Dr. Jessopp tells us very little is left of Roger North—his house has been pulled down, his trees pulled up, and his books dispersed. But his Lives of his three brothers, and now his own Autobiography, will keep his memory green. There is something about him one rather likes, though were we asked what it is, we should have no answer ready.

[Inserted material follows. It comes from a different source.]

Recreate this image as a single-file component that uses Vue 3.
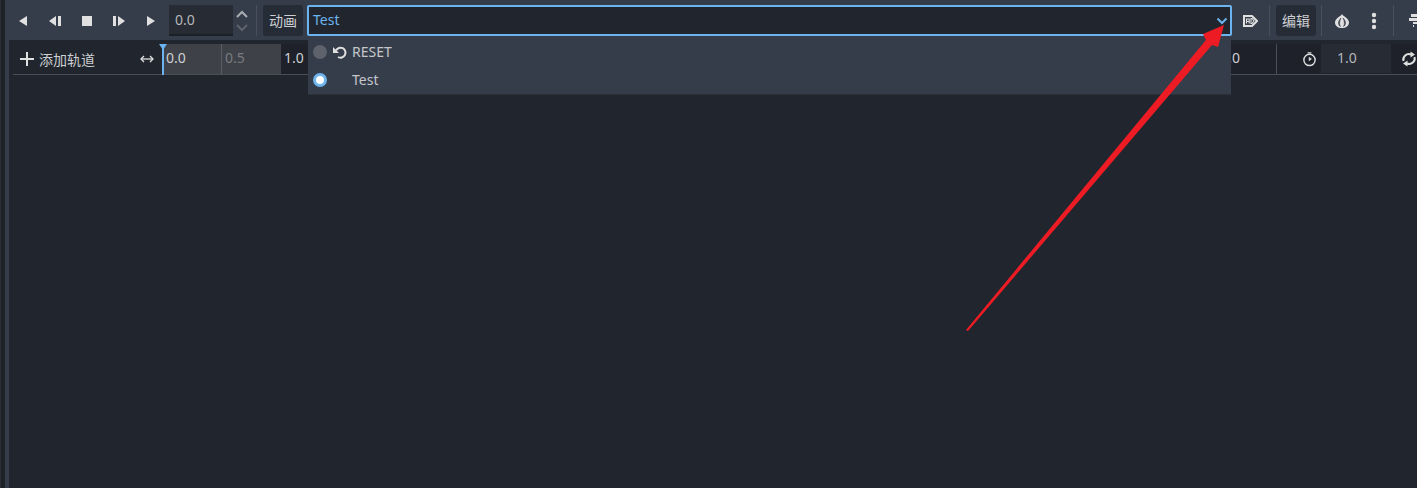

Now that our century has entered upon its last decade, and draws near the hour which will despatch it to join its too frequently and most unjustly despised predecessor, it is pleasing to note how well it has learnt to play the old man’s part. One has only to compare the Edinburgh Review of, say, October, 1807, with its last number, to appreciate the change that has come over us. Cocksureness, once the badge of the tribe of critics, is banished to the schoolroom. The hearty hatreds of our early days would ill befit a death-bed. A keen critic has observed what a noisy place England used to be. Everybody cried out loud in the market-place, in the Senate-house, in the Law Courts, in the Reviews and Magazines. In the year 1845 the Times newspaper incurred the heavy and doubtless the just censure of the Oxford Union for its unprincipled tone as shown in its ‘violent attempts to foment agitation as well by inflammatory articles as by the artifices of correspondents.’ How different it now is! We all move about as it were in list slippers. Our watchword is ‘Hush!’ Dickens tells us how, at Hone’s funeral, Cruikshank, being annoyed at some of the observations of the officiating minister, whispered in Dickens’ ear as they both moved to kneel at prayer, ‘If this wasn’t a funeral I would punch his head.’ It was a commendable restraint. We are now, all of us, exercising it.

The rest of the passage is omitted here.